• [Material]:
——————
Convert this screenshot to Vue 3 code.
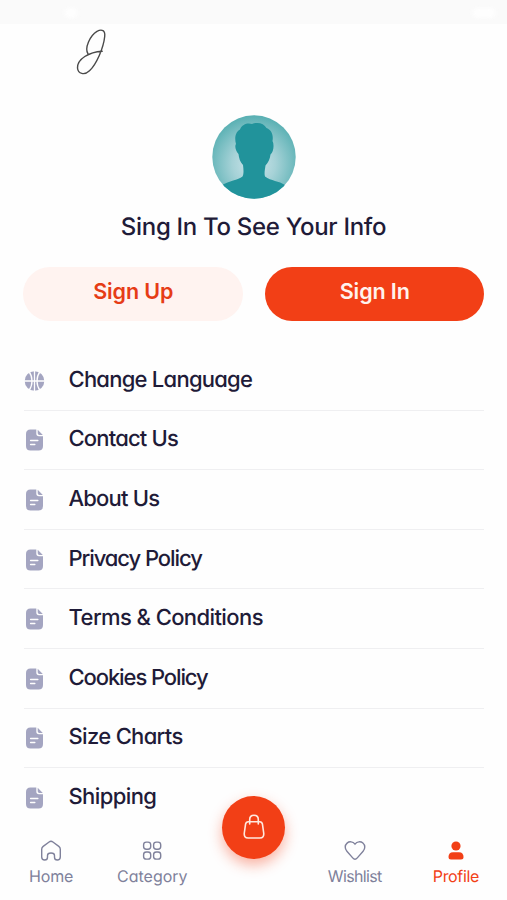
——————
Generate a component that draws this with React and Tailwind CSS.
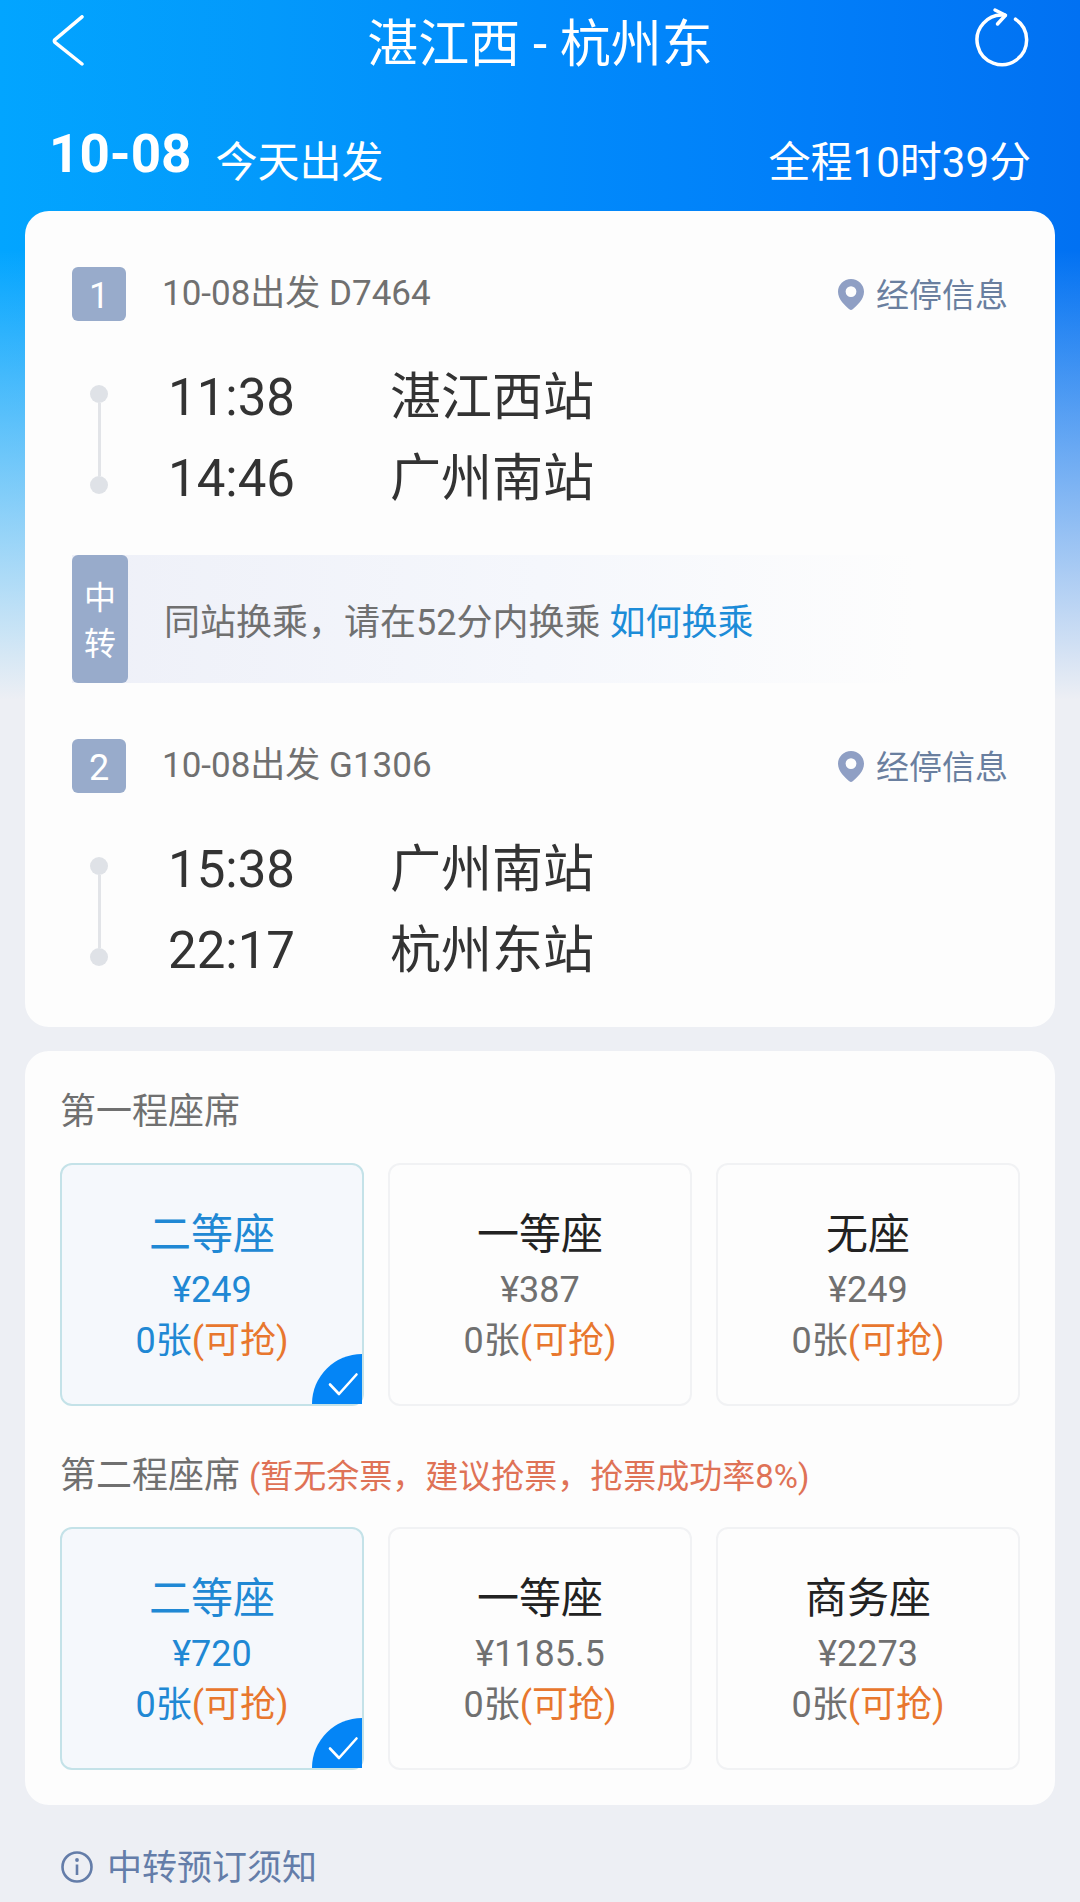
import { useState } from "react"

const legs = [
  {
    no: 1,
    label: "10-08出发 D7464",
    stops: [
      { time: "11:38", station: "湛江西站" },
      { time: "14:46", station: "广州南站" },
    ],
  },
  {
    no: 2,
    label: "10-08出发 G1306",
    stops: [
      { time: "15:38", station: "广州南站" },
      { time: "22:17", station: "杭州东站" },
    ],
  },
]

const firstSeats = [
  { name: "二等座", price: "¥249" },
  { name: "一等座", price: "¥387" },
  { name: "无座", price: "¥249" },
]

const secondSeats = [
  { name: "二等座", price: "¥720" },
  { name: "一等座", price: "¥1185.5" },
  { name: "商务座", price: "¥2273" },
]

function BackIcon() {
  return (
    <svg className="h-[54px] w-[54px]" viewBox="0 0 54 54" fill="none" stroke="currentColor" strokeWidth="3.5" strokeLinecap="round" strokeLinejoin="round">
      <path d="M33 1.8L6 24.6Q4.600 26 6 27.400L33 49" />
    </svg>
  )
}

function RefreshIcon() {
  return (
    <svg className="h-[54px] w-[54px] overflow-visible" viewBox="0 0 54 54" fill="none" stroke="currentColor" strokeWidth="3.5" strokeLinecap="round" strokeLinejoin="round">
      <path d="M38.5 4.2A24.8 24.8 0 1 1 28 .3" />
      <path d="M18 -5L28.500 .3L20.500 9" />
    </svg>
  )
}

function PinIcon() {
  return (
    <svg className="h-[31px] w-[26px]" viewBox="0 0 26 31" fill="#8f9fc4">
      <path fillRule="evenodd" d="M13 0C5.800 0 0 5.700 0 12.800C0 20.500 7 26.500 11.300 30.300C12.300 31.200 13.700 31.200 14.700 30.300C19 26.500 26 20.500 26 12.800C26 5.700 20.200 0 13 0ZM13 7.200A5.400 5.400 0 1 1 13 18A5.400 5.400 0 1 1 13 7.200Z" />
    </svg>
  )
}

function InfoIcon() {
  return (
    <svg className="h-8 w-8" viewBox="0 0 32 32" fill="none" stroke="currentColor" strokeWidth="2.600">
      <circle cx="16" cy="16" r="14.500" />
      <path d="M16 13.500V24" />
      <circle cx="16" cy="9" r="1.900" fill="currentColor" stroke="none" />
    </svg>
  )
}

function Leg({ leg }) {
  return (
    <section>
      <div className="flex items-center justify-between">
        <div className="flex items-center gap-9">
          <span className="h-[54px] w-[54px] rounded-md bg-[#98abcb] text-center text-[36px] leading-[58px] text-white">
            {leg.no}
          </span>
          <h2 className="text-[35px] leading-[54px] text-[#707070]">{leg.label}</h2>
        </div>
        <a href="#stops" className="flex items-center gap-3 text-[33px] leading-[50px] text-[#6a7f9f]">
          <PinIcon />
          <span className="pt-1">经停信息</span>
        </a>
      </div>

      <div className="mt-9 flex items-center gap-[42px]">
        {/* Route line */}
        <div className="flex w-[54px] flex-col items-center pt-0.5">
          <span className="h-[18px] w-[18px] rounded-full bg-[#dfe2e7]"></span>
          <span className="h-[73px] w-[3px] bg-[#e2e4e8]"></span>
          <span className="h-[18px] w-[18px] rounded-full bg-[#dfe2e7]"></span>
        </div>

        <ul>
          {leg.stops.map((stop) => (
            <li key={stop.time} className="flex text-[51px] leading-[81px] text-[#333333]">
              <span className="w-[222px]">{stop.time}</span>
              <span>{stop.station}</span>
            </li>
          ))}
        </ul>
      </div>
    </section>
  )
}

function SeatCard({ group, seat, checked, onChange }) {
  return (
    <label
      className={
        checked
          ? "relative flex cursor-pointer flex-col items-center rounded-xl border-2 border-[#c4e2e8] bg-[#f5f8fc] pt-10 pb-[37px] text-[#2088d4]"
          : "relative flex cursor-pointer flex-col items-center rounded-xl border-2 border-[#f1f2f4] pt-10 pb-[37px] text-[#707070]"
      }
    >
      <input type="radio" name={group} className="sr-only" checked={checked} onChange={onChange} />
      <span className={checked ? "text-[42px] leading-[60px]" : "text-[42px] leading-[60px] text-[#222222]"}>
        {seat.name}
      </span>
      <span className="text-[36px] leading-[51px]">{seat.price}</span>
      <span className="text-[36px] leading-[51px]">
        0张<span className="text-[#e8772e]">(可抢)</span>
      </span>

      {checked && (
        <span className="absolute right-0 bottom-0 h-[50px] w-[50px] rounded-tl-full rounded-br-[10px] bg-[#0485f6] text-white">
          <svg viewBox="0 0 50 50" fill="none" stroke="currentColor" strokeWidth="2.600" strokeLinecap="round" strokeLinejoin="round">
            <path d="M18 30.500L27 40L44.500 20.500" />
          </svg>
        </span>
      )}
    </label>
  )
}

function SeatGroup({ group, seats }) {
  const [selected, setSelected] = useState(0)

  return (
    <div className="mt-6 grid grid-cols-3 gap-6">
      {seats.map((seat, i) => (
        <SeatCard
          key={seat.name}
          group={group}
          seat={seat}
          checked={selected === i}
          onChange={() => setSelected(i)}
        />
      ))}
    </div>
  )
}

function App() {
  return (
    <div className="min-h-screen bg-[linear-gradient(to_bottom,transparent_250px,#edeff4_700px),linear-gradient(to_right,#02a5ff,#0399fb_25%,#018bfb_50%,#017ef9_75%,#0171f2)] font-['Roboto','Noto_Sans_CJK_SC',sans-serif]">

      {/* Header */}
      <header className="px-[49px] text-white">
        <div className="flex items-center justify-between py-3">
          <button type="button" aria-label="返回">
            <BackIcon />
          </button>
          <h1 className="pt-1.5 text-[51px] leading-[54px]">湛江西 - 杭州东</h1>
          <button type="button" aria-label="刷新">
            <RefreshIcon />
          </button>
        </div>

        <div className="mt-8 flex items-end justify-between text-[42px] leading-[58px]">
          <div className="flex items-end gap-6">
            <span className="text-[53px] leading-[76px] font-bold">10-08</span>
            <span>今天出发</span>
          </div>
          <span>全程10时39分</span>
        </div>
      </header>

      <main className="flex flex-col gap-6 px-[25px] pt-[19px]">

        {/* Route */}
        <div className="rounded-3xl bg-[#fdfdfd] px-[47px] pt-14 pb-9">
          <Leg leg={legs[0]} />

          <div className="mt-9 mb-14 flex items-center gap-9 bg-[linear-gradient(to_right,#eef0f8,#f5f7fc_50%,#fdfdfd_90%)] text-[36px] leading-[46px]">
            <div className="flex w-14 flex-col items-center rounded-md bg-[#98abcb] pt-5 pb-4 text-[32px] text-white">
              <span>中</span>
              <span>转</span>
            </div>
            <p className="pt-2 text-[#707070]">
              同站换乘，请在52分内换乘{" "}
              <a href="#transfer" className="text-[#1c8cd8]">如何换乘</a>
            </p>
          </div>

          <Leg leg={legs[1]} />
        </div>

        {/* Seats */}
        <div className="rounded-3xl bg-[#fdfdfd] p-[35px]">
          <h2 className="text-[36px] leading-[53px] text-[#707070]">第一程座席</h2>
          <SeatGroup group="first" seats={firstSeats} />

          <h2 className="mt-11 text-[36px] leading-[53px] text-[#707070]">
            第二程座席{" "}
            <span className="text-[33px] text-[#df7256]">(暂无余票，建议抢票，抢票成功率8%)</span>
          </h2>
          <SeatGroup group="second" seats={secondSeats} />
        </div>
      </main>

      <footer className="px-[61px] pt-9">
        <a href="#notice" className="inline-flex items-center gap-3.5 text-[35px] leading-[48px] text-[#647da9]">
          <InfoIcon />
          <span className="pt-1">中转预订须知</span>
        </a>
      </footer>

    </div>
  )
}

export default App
——————
• [Problem to work on]: Copy out all lines from the material above that contain the string "this".

• [Task solution]:
Convert this screenshot to Vue 3 code.
Generate a component that draws this with React and Tailwind CSS.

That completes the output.